### DATA SECTION
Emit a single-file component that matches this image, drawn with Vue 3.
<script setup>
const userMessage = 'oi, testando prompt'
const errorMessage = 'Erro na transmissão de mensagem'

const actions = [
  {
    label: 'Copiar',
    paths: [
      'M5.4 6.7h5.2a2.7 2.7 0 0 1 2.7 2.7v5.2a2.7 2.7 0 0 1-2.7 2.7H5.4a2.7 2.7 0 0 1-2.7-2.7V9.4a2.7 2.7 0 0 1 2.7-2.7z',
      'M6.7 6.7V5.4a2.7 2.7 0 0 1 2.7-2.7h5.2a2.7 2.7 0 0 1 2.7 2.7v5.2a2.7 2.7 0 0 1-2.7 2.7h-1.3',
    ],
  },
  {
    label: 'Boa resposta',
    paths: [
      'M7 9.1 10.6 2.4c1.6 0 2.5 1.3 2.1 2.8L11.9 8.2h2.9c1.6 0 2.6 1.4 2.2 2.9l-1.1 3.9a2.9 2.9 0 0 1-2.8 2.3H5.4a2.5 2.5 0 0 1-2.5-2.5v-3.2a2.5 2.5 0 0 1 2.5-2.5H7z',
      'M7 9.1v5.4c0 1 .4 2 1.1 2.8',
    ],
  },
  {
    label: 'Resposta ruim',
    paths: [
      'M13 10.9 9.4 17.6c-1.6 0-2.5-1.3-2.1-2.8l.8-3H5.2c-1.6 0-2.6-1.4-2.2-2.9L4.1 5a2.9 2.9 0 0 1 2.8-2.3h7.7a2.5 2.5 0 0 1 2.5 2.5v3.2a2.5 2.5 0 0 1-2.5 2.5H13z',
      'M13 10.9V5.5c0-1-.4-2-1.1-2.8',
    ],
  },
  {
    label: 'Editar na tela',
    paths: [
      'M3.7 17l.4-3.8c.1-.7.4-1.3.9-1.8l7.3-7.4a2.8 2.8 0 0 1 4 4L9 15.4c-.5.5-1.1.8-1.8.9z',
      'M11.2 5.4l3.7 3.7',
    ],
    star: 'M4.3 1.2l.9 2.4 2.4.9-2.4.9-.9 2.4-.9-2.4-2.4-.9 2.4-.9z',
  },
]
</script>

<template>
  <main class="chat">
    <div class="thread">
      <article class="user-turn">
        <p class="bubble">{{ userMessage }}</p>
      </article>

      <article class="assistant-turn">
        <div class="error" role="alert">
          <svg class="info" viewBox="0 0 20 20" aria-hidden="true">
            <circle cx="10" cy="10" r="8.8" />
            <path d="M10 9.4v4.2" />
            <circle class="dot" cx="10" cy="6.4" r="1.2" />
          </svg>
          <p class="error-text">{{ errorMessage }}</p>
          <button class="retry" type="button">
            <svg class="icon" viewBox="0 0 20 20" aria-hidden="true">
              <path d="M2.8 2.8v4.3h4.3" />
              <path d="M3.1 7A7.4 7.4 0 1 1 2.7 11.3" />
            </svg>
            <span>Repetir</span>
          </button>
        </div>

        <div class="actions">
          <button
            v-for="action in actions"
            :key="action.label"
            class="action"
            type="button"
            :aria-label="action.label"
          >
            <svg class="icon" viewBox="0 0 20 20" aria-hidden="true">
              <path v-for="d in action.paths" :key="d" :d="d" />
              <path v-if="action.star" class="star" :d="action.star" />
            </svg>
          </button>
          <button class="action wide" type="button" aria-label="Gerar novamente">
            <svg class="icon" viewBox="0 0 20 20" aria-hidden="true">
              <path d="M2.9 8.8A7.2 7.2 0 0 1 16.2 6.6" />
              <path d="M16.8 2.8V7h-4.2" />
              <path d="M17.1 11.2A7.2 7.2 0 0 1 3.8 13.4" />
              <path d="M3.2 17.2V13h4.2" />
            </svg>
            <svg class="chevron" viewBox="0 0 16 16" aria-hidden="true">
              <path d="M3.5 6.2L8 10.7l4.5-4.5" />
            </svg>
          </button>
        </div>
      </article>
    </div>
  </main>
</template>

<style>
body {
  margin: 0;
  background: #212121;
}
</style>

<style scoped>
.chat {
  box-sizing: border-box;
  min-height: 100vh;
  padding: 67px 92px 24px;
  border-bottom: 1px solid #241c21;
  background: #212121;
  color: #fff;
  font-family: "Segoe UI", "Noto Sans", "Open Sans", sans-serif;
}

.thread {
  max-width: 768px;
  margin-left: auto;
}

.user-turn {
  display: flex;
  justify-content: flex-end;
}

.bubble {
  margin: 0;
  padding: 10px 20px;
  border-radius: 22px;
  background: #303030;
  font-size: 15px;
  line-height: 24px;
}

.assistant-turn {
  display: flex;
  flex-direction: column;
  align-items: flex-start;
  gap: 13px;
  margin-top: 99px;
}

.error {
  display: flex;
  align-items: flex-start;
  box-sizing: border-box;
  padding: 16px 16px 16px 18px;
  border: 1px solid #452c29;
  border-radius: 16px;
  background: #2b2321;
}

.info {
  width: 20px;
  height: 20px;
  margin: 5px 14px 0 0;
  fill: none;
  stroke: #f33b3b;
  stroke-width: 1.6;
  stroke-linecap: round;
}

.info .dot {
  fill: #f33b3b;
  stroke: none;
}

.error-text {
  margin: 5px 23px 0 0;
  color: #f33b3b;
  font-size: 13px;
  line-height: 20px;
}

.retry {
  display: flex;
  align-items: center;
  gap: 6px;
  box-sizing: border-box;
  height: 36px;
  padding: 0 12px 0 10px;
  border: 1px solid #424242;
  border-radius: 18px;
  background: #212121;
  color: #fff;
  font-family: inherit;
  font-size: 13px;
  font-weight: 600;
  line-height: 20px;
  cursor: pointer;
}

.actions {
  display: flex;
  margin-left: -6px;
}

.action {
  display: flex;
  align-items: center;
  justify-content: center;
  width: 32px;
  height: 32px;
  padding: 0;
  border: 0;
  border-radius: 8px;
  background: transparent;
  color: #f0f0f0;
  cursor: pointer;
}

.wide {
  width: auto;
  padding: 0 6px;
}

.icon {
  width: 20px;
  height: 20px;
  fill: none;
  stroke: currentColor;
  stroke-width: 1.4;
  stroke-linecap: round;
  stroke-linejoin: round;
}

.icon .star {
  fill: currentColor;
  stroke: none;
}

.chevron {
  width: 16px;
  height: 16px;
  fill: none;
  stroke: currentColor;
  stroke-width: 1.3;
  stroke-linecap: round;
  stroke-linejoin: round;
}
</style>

### AIM
Please return the data above exactly as given.

### COMPLETE OUTPUT
Emit a single-file component that matches this image, drawn with Vue 3.
<script setup>
const userMessage = 'oi, testando prompt'
const errorMessage = 'Erro na transmissão de mensagem'

const actions = [
  {
    label: 'Copiar',
    paths: [
      'M5.4 6.7h5.2a2.7 2.7 0 0 1 2.7 2.7v5.2a2.7 2.7 0 0 1-2.7 2.7H5.4a2.7 2.7 0 0 1-2.7-2.7V9.4a2.7 2.7 0 0 1 2.7-2.7z',
      'M6.7 6.7V5.4a2.7 2.7 0 0 1 2.7-2.7h5.2a2.7 2.7 0 0 1 2.7 2.7v5.2a2.7 2.7 0 0 1-2.7 2.7h-1.3',
    ],
  },
  {
    label: 'Boa resposta',
    paths: [
      'M7 9.1 10.6 2.4c1.6 0 2.5 1.3 2.1 2.8L11.9 8.2h2.9c1.6 0 2.6 1.4 2.2 2.9l-1.1 3.9a2.9 2.9 0 0 1-2.8 2.3H5.4a2.5 2.5 0 0 1-2.5-2.5v-3.2a2.5 2.5 0 0 1 2.5-2.5H7z',
      'M7 9.1v5.4c0 1 .4 2 1.1 2.8',
    ],
  },
  {
    label: 'Resposta ruim',
    paths: [
      'M13 10.9 9.4 17.6c-1.6 0-2.5-1.3-2.1-2.8l.8-3H5.2c-1.6 0-2.6-1.4-2.2-2.9L4.1 5a2.9 2.9 0 0 1 2.8-2.3h7.7a2.5 2.5 0 0 1 2.5 2.5v3.2a2.5 2.5 0 0 1-2.5 2.5H13z',
      'M13 10.9V5.5c0-1-.4-2-1.1-2.8',
    ],
  },
  {
    label: 'Editar na tela',
    paths: [
      'M3.7 17l.4-3.8c.1-.7.4-1.3.9-1.8l7.3-7.4a2.8 2.8 0 0 1 4 4L9 15.4c-.5.5-1.1.8-1.8.9z',
      'M11.2 5.4l3.7 3.7',
    ],
    star: 'M4.3 1.2l.9 2.4 2.4.9-2.4.9-.9 2.4-.9-2.4-2.4-.9 2.4-.9z',
  },
]
</script>

<template>
  <main class="chat">
    <div class="thread">
      <article class="user-turn">
        <p class="bubble">{{ userMessage }}</p>
      </article>

      <article class="assistant-turn">
        <div class="error" role="alert">
          <svg class="info" viewBox="0 0 20 20" aria-hidden="true">
            <circle cx="10" cy="10" r="8.8" />
            <path d="M10 9.4v4.2" />
            <circle class="dot" cx="10" cy="6.4" r="1.2" />
          </svg>
          <p class="error-text">{{ errorMessage }}</p>
          <button class="retry" type="button">
            <svg class="icon" viewBox="0 0 20 20" aria-hidden="true">
              <path d="M2.8 2.8v4.3h4.3" />
              <path d="M3.1 7A7.4 7.4 0 1 1 2.7 11.3" />
            </svg>
            <span>Repetir</span>
          </button>
        </div>

        <div class="actions">
          <button
            v-for="action in actions"
            :key="action.label"
            class="action"
            type="button"
            :aria-label="action.label"
          >
            <svg class="icon" viewBox="0 0 20 20" aria-hidden="true">
              <path v-for="d in action.paths" :key="d" :d="d" />
              <path v-if="action.star" class="star" :d="action.star" />
            </svg>
          </button>
          <button class="action wide" type="button" aria-label="Gerar novamente">
            <svg class="icon" viewBox="0 0 20 20" aria-hidden="true">
              <path d="M2.9 8.8A7.2 7.2 0 0 1 16.2 6.6" />
              <path d="M16.8 2.8V7h-4.2" />
              <path d="M17.1 11.2A7.2 7.2 0 0 1 3.8 13.4" />
              <path d="M3.2 17.2V13h4.2" />
            </svg>
            <svg class="chevron" viewBox="0 0 16 16" aria-hidden="true">
              <path d="M3.5 6.2L8 10.7l4.5-4.5" />
            </svg>
          </button>
        </div>
      </article>
    </div>
  </main>
</template>

<style>
body {
  margin: 0;
  background: #212121;
}
</style>

<style scoped>
.chat {
  box-sizing: border-box;
  min-height: 100vh;
  padding: 67px 92px 24px;
  border-bottom: 1px solid #241c21;
  background: #212121;
  color: #fff;
  font-family: "Segoe UI", "Noto Sans", "Open Sans", sans-serif;
}

.thread {
  max-width: 768px;
  margin-left: auto;
}

.user-turn {
  display: flex;
  justify-content: flex-end;
}

.bubble {
  margin: 0;
  padding: 10px 20px;
  border-radius: 22px;
  background: #303030;
  font-size: 15px;
  line-height: 24px;
}

.assistant-turn {
  display: flex;
  flex-direction: column;
  align-items: flex-start;
  gap: 13px;
  margin-top: 99px;
}

.error {
  display: flex;
  align-items: flex-start;
  box-sizing: border-box;
  padding: 16px 16px 16px 18px;
  border: 1px solid #452c29;
  border-radius: 16px;
  background: #2b2321;
}

.info {
  width: 20px;
  height: 20px;
  margin: 5px 14px 0 0;
  fill: none;
  stroke: #f33b3b;
  stroke-width: 1.6;
  stroke-linecap: round;
}

.info .dot {
  fill: #f33b3b;
  stroke: none;
}

.error-text {
  margin: 5px 23px 0 0;
  color: #f33b3b;
  font-size: 13px;
  line-height: 20px;
}

.retry {
  display: flex;
  align-items: center;
  gap: 6px;
  box-sizing: border-box;
  height: 36px;
  padding: 0 12px 0 10px;
  border: 1px solid #424242;
  border-radius: 18px;
  background: #212121;
  color: #fff;
  font-family: inherit;
  font-size: 13px;
  font-weight: 600;
  line-height: 20px;
  cursor: pointer;
}

.actions {
  display: flex;
  margin-left: -6px;
}

.action {
  display: flex;
  align-items: center;
  justify-content: center;
  width: 32px;
  height: 32px;
  padding: 0;
  border: 0;
  border-radius: 8px;
  background: transparent;
  color: #f0f0f0;
  cursor: pointer;
}

.wide {
  width: auto;
  padding: 0 6px;
}

.icon {
  width: 20px;
  height: 20px;
  fill: none;
  stroke: currentColor;
  stroke-width: 1.4;
  stroke-linecap: round;
  stroke-linejoin: round;
}

.icon .star {
  fill: currentColor;
  stroke: none;
}

.chevron {
  width: 16px;
  height: 16px;
  fill: none;
  stroke: currentColor;
  stroke-width: 1.3;
  stroke-linecap: round;
  stroke-linejoin: round;
}
</style>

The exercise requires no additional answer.